An addition to the school is also being sought to create room to accommodate an additional 200 students. Hunting Hills is currently operating at 98 percent capacity (1478 students) and officials are expecting that to grow by another 173 students by 2023.
The total cost of a modernization of Hunting Hills High School would be around $7 million.
When the board was approached with the concerns surrounding the building they initially thought it could be handled it through Infrastructure Maintenance and Renewal (IMR) funds, but it was quickly discovered that the repairs would cost much more than they could afford.
“Some of us were around when that building opened and it’s hard to believe it’s almost 25 years old, but it is and there are some issues around the roof and it’s going to be more than we can afford with our IMR funds so that is the number one thing on our plan and I think that is the biggest change,” explains Board Chair Bev Manning.
“We assess our building on a regular basis and make sure we have a that information at our finger tips so when it comes time to submit the capital plan we not only have current data but historical data on what’s gone on.”
The updated capital plan also calls for a new grade 6-8 middle school in northeast Red Deer, and modernizations to Gateway Christian School, Fairview Elementary School and Glendale School.

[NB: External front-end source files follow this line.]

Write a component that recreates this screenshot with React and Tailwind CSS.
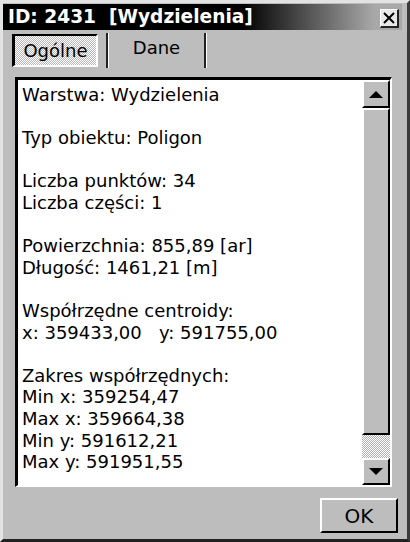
import React from 'react'

const lines = [
  'Warstwa: Wydzielenia',
  '',
  'Typ obiektu: Poligon',
  '',
  'Liczba punktów: 34',
  'Liczba części: 1',
  '',
  'Powierzchnia: 855,89 [ar]',
  'Długość: 1461,21 [m]',
  '',
  'Współrzędne centroidy:',
  'x: 359433,00   y: 591755,00',
  '',
  'Zakres współrzędnych:',
  'Min x: 359254,47',
  'Max x: 359664,38',
  'Min y: 591612,21',
  'Max y: 591951,55',
]

function Arrow({ down }) {
  return (
    <svg width="14" height="7" viewBox="0 0 14 7">
      {down ? <polygon points="0,0 14,0 7,7" fill="#000" /> : <polygon points="0,7 14,7 7,0" fill="#000" />}
    </svg>
  )
}

export default function App() {
  return (
    <div className="w-[410px] h-[542px] bg-[#bdbdbd] border-[3px] border-t-[#e2e2e2] border-l-[#e2e2e2] border-r-[#3a3a3a] border-b-[#222] flex flex-col text-black font-['DejaVu_Sans',sans-serif] overflow-hidden">
      {/* Title bar */}
      <div className="mt-[1px] mr-[5px] h-[26px] flex items-center justify-between pl-[5px] pr-[3px] bg-[linear-gradient(90deg,#000_0%,#000_60%,#a8a8a8_93%)]">
        <span className="text-white font-bold text-[18.6px] leading-none whitespace-pre">ID: 2431  [Wydzielenia]</span>
        <div className="w-[19px] h-[19px] mt-[3px] bg-[#e8e8e8] border-t border-l border-white border-r-2 border-b-2 border-r-[#222] border-b-[#222] flex items-center justify-center">
          <svg width="12" height="12" viewBox="0 0 12 12">
            <path d="M1 1 L11 11 M11 1 L1 11" stroke="#000" strokeWidth="2" />
          </svg>
        </div>
      </div>

      {/* Tabs */}
      <div className="h-[38px] flex items-start pl-[9px]">
        <div className="mt-[4px] w-[86px] h-[33px] border-t-2 border-l-[3px] border-t-black border-l-black border-r-2 border-b-2 border-r-white border-b-white bg-[repeating-conic-gradient(#ffffff_0_25%,#b8b8b8_0_50%)] bg-[length:2px_2px] flex items-center justify-center text-[18px] leading-none">
          Ogólne
        </div>
        <div className="ml-[8px] mt-[3px] h-[35px] w-[3px] border-l-2 border-[#222] bg-white" />
        <div className="w-[95px] h-[38px] flex items-center justify-center text-[18px] leading-none pb-[3px]">Dane</div>
        <div className="mt-[3px] h-[35px] w-[3px] border-l-2 border-[#222] bg-white" />
      </div>

      {/* Info box */}
      <div className="mt-[9px] ml-[12px] mr-[15px] h-[410px] border-t-[3px] border-l-[3px] border-t-black border-l-black border-r-2 border-b-2 border-r-white border-b-white flex">
        <div className="flex-1 bg-white pt-[4px] pl-[4px] text-[18px] leading-[21.6px] whitespace-pre">
          {lines.map((l, i) => (
            <div key={i} className="h-[21.6px]">{l}</div>
          ))}
        </div>
        {/* Scrollbar */}
        <div className="w-[28px] flex flex-col bg-[#bdbdbd]">
          <div className="h-[28px] border-t-2 border-l-2 border-white border-r-2 border-b-2 border-r-black border-b-black flex items-center justify-center">
            <Arrow />
          </div>
          <div className="h-[327px] border-t-2 border-l-2 border-white border-r-2 border-b-2 border-r-black border-b-black" />
          <div className="h-[23px] bg-[repeating-conic-gradient(#ffffff_0_25%,#b0b0b0_0_50%)] bg-[length:2px_2px]" />
          <div className="h-[27px] border-t-2 border-l-2 border-white border-r-2 border-b-2 border-r-black border-b-black flex items-center justify-center">
            <Arrow down />
          </div>
        </div>
      </div>

      {/* Footer */}
      <div className="mt-[11px] mr-[9px] flex justify-end">
        <div className="w-[78px] h-[35px] border-t-2 border-l-2 border-white border-r-2 border-b-2 border-r-black border-b-black flex items-center justify-center text-[20px] leading-none">
          OK
        </div>
      </div>
    </div>
  )
}
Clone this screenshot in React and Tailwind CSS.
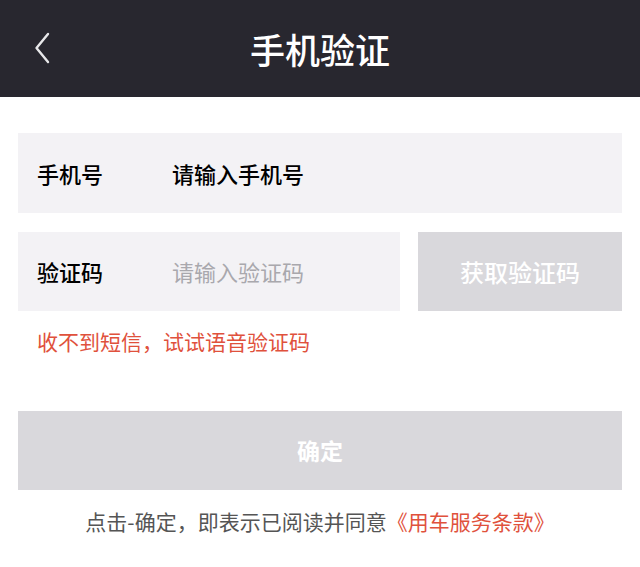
export default function App() {
  const font = { fontFamily: '"Noto Sans CJK SC", "Noto Sans", sans-serif' }
  return (
    <div className="w-[640px] h-[567px] bg-white" style={font}>
      <div className="relative h-[97px] bg-[#28272f] flex items-center justify-center">
        <svg className="absolute left-[34px] top-[32px]" width="16" height="32" viewBox="0 0 16 32" fill="none">
          <path d="M14 2 L2.5 16 L14 30" stroke="#e8e8ea" strokeWidth="2.4" strokeLinecap="round" strokeLinejoin="round" />
        </svg>
        <h1 className="text-[35px] leading-none text-white font-medium">手机验证</h1>
      </div>

      <div className="px-[18px] pt-[36px]">
        <div className="h-[80px] bg-[#f3f2f5] flex items-center px-[19px] text-[22px]">
          <span className="w-[135px] text-black font-medium">手机号</span>
          <span className="text-black font-medium">请输入手机号</span>
        </div>

        <div className="flex gap-[18px] mt-[19px]">
          <div className="flex-1 h-[79px] bg-[#f3f2f5] flex items-center px-[19px] text-[22px]">
            <span className="w-[135px] text-black font-medium">验证码</span>
            <span className="text-[#a9a8ad]">请输入验证码</span>
          </div>
          <button className="w-[204px] h-[79px] bg-[#d9d8dc] text-white text-[24px] font-medium">获取验证码</button>
        </div>

        <p className="mt-[20px] pl-[19px] text-[21px] text-[#e0513c] leading-none">收不到短信，试试语音验证码</p>

        <button className="w-full h-[79px] mt-[59px] bg-[#d9d8dc] text-white text-[23px] font-bold">确定</button>

        <p className="mt-[16px] text-center text-[21px] text-[#555555]">
          点击-确定，即表示已阅读并同意<span className="text-[#e0513c]">《用车服务条款》</span>
        </p>
      </div>
    </div>
  )
}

It also requests a new grade 9-12 high school on the north end of Red Deer.
The district says many its middle schools in Red Deer are currently operating at or over capacity, and that a new middle school would help relieve the pressure.
The Board also predicts that over the next 5-10 years its two high schools could experience the same problems with capacity, which is why a new high school for the north end was also included in the plan’s wish list.
Although the Board recognizes the urgency for these projects, they aren’t optimistic that they will get what they are asking for.
“We haven’t been very optimistic that we are going to see much money at any point in the near future,” explains Manning. “Things are pretty tight in the province and we understand that, which is why we make a consistent effort to keep our buildings as in good repair as we possibly can but sometimes it’s out of our control. Even if it gets approved it could be another three years before we see any of these changes.”
Manning says the board recognizes that these are all urgent projects and the need for them will increase significantly as the community grows over the next few years.